Exercise: Can you output the records below exactly as they are written?

- - -

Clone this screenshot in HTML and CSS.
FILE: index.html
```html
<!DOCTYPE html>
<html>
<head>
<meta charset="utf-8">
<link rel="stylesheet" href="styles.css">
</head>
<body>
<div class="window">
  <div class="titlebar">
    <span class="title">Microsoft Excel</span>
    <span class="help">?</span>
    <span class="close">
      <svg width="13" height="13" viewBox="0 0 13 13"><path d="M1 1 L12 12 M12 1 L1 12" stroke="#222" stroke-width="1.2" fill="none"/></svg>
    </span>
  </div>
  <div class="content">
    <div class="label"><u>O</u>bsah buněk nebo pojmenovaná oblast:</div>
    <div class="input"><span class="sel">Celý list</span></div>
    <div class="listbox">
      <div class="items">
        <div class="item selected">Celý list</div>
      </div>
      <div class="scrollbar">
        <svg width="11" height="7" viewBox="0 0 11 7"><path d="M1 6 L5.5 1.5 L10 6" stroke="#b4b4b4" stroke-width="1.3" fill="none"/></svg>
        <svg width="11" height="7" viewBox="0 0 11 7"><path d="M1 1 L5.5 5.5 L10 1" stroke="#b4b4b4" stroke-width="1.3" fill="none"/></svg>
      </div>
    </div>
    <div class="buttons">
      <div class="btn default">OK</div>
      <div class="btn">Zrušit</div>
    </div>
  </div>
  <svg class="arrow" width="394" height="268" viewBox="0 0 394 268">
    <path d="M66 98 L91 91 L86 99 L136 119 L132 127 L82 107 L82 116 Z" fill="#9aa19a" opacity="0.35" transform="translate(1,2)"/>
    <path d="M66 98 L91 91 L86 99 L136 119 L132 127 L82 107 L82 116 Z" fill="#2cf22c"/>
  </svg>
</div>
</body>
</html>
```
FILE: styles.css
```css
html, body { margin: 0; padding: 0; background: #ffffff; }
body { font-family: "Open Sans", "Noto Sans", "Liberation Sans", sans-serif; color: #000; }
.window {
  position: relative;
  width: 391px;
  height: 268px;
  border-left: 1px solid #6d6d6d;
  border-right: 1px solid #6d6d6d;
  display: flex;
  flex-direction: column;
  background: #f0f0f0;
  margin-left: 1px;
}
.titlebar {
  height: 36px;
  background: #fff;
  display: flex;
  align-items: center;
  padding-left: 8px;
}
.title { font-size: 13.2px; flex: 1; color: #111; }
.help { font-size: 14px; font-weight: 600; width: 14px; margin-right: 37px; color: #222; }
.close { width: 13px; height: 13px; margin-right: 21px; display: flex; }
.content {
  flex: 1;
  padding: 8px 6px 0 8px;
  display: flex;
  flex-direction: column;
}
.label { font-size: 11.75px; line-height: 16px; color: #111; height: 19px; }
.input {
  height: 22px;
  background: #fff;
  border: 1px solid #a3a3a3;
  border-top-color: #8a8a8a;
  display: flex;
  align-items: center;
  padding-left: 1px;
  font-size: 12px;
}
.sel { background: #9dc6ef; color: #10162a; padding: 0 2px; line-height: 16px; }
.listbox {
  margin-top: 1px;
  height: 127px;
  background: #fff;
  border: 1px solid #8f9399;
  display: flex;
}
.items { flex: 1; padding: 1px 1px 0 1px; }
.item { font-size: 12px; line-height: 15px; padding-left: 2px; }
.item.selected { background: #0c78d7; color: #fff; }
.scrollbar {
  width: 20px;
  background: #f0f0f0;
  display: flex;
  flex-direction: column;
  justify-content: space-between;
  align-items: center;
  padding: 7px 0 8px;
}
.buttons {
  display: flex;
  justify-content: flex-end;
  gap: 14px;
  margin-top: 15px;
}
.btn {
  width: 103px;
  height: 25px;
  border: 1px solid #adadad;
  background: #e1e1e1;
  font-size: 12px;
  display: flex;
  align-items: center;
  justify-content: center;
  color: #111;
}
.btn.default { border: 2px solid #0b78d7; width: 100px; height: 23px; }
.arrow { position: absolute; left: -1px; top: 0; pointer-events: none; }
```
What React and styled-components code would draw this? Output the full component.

- - -

Response to this task:
Clone this screenshot in HTML and CSS.
FILE: index.html
```html
<!DOCTYPE html>
<html>
<head>
<meta charset="utf-8">
<link rel="stylesheet" href="styles.css">
</head>
<body>
<div class="window">
  <div class="titlebar">
    <span class="title">Microsoft Excel</span>
    <span class="help">?</span>
    <span class="close">
      <svg width="13" height="13" viewBox="0 0 13 13"><path d="M1 1 L12 12 M12 1 L1 12" stroke="#222" stroke-width="1.2" fill="none"/></svg>
    </span>
  </div>
  <div class="content">
    <div class="label"><u>O</u>bsah buněk nebo pojmenovaná oblast:</div>
    <div class="input"><span class="sel">Celý list</span></div>
    <div class="listbox">
      <div class="items">
        <div class="item selected">Celý list</div>
      </div>
      <div class="scrollbar">
        <svg width="11" height="7" viewBox="0 0 11 7"><path d="M1 6 L5.5 1.5 L10 6" stroke="#b4b4b4" stroke-width="1.3" fill="none"/></svg>
        <svg width="11" height="7" viewBox="0 0 11 7"><path d="M1 1 L5.5 5.5 L10 1" stroke="#b4b4b4" stroke-width="1.3" fill="none"/></svg>
      </div>
    </div>
    <div class="buttons">
      <div class="btn default">OK</div>
      <div class="btn">Zrušit</div>
    </div>
  </div>
  <svg class="arrow" width="394" height="268" viewBox="0 0 394 268">
    <path d="M66 98 L91 91 L86 99 L136 119 L132 127 L82 107 L82 116 Z" fill="#9aa19a" opacity="0.35" transform="translate(1,2)"/>
    <path d="M66 98 L91 91 L86 99 L136 119 L132 127 L82 107 L82 116 Z" fill="#2cf22c"/>
  </svg>
</div>
</body>
</html>
```
FILE: styles.css
```css
html, body { margin: 0; padding: 0; background: #ffffff; }
body { font-family: "Open Sans", "Noto Sans", "Liberation Sans", sans-serif; color: #000; }
.window {
  position: relative;
  width: 391px;
  height: 268px;
  border-left: 1px solid #6d6d6d;
  border-right: 1px solid #6d6d6d;
  display: flex;
  flex-direction: column;
  background: #f0f0f0;
  margin-left: 1px;
}
.titlebar {
  height: 36px;
  background: #fff;
  display: flex;
  align-items: center;
  padding-left: 8px;
}
.title { font-size: 13.2px; flex: 1; color: #111; }
.help { font-size: 14px; font-weight: 600; width: 14px; margin-right: 37px; color: #222; }
.close { width: 13px; height: 13px; margin-right: 21px; display: flex; }
.content {
  flex: 1;
  padding: 8px 6px 0 8px;
  display: flex;
  flex-direction: column;
}
.label { font-size: 11.75px; line-height: 16px; color: #111; height: 19px; }
.input {
  height: 22px;
  background: #fff;
  border: 1px solid #a3a3a3;
  border-top-color: #8a8a8a;
  display: flex;
  align-items: center;
  padding-left: 1px;
  font-size: 12px;
}
.sel { background: #9dc6ef; color: #10162a; padding: 0 2px; line-height: 16px; }
.listbox {
  margin-top: 1px;
  height: 127px;
  background: #fff;
  border: 1px solid #8f9399;
  display: flex;
}
.items { flex: 1; padding: 1px 1px 0 1px; }
.item { font-size: 12px; line-height: 15px; padding-left: 2px; }
.item.selected { background: #0c78d7; color: #fff; }
.scrollbar {
  width: 20px;
  background: #f0f0f0;
  display: flex;
  flex-direction: column;
  justify-content: space-between;
  align-items: center;
  padding: 7px 0 8px;
}
.buttons {
  display: flex;
  justify-content: flex-end;
  gap: 14px;
  margin-top: 15px;
}
.btn {
  width: 103px;
  height: 25px;
  border: 1px solid #adadad;
  background: #e1e1e1;
  font-size: 12px;
  display: flex;
  align-items: center;
  justify-content: center;
  color: #111;
}
.btn.default { border: 2px solid #0b78d7; width: 100px; height: 23px; }
.arrow { position: absolute; left: -1px; top: 0; pointer-events: none; }
```
What React and styled-components code would draw this? Output the full component.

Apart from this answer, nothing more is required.